A little while ago I had a Brazilian flatmate whose mom sent him some "sauce" from home, and I've been trying to find the recipe for it. Apparently it's a common ingredient for all sorts of things from rice dishes to marinades to soups and even dips. There are subtle variations from region to region, or even at the family level but there are significant areas of overlap.

All of them have garlic, but the rest i'm not sure about. The paste from his mom was slightly orange in colour (suggesting carrots). And when swirling a little of the paste in water, one could make out fragments of a green leaf .. celery or parsely maybe? It was very strong in taste, quite salty, and very addictive .. one teaspoon in a pot of rice was enough to make left-overs impossible to keep .. The only other clue he could give me was that his mom would spend ages crushing the ingredients in a pestle and mortar.

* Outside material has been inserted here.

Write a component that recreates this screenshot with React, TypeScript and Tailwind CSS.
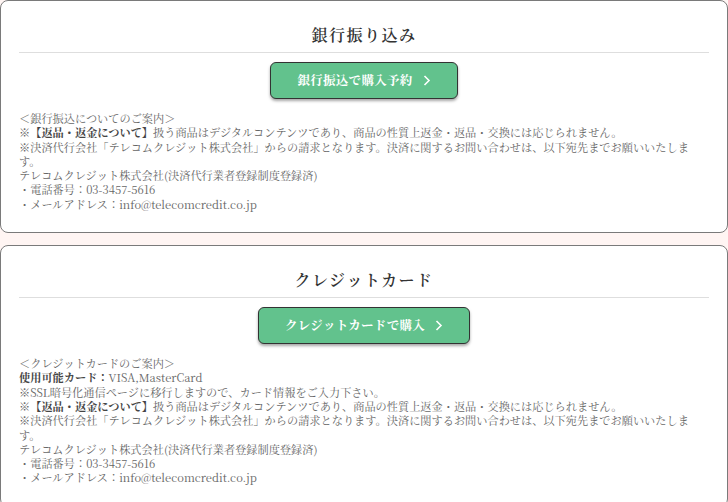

Another variation is a local Portuguese garlic sauce sold as "Prego Sauce". Similarly addictive, this one differs by being very very red, having a lot of oil in it, and some chillies too. But the other ingredients are equally obscure. The label simply says "garlic, chillies, veg oil, spices, mixed herbs, grape vinegar". When I called up the manufacturers, they were very cagey and said it was a secret recipe (of course!)

Please help! Does anyone here know the secret of Portuguese / Brazilian garlic sauces (or pastes or stocks) .. ????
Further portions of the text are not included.